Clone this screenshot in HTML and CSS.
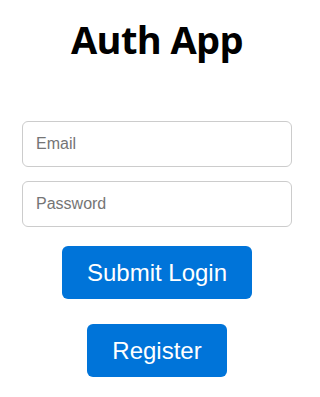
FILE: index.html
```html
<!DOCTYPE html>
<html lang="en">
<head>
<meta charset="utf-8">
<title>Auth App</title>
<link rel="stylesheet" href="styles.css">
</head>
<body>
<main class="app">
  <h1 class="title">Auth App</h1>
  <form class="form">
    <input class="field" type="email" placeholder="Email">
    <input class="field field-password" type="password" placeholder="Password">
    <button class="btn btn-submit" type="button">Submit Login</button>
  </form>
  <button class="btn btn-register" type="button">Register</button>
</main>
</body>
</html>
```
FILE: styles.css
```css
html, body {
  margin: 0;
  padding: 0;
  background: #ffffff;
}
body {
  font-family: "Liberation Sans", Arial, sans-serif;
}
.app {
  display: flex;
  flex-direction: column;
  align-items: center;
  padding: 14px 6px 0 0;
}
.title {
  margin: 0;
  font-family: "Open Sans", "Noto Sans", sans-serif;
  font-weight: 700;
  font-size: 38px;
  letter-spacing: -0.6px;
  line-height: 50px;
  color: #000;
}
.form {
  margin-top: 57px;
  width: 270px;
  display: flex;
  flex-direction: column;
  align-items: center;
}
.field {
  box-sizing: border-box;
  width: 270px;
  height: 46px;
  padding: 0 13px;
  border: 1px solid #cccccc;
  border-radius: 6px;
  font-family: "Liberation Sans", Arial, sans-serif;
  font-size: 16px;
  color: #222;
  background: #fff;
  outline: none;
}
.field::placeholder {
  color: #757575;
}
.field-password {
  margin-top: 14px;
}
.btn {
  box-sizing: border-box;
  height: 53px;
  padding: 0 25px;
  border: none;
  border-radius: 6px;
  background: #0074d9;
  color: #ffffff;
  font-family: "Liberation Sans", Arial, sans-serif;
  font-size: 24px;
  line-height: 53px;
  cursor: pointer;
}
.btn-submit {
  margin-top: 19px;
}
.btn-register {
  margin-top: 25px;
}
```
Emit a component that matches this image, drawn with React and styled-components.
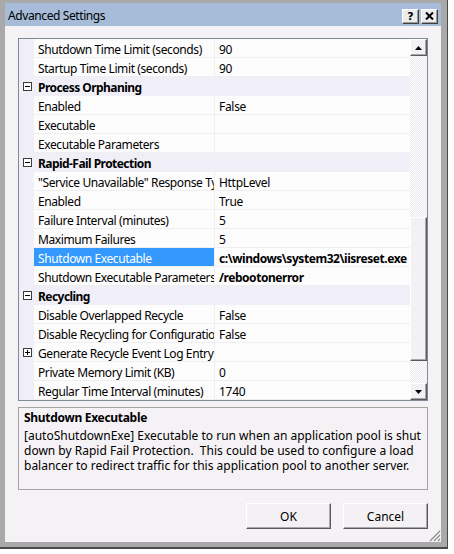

━━━━━━━━━━━━━━━━

Every record gets retyped exactly; no picture goes into the copy.

■ **TASK ANSWER**
Clone this screenshot in HTML and CSS.
FILE: index.html
```html
<!DOCTYPE html>
<html lang="en">
<head>
<meta charset="utf-8">
<title>Auth App</title>
<link rel="stylesheet" href="styles.css">
</head>
<body>
<main class="app">
  <h1 class="title">Auth App</h1>
  <form class="form">
    <input class="field" type="email" placeholder="Email">
    <input class="field field-password" type="password" placeholder="Password">
    <button class="btn btn-submit" type="button">Submit Login</button>
  </form>
  <button class="btn btn-register" type="button">Register</button>
</main>
</body>
</html>
```
FILE: styles.css
```css
html, body {
  margin: 0;
  padding: 0;
  background: #ffffff;
}
body {
  font-family: "Liberation Sans", Arial, sans-serif;
}
.app {
  display: flex;
  flex-direction: column;
  align-items: center;
  padding: 14px 6px 0 0;
}
.title {
  margin: 0;
  font-family: "Open Sans", "Noto Sans", sans-serif;
  font-weight: 700;
  font-size: 38px;
  letter-spacing: -0.6px;
  line-height: 50px;
  color: #000;
}
.form {
  margin-top: 57px;
  width: 270px;
  display: flex;
  flex-direction: column;
  align-items: center;
}
.field {
  box-sizing: border-box;
  width: 270px;
  height: 46px;
  padding: 0 13px;
  border: 1px solid #cccccc;
  border-radius: 6px;
  font-family: "Liberation Sans", Arial, sans-serif;
  font-size: 16px;
  color: #222;
  background: #fff;
  outline: none;
}
.field::placeholder {
  color: #757575;
}
.field-password {
  margin-top: 14px;
}
.btn {
  box-sizing: border-box;
  height: 53px;
  padding: 0 25px;
  border: none;
  border-radius: 6px;
  background: #0074d9;
  color: #ffffff;
  font-family: "Liberation Sans", Arial, sans-serif;
  font-size: 24px;
  line-height: 53px;
  cursor: pointer;
}
.btn-submit {
  margin-top: 19px;
}
.btn-register {
  margin-top: 25px;
}
```
Emit a component that matches this image, drawn with React and styled-components.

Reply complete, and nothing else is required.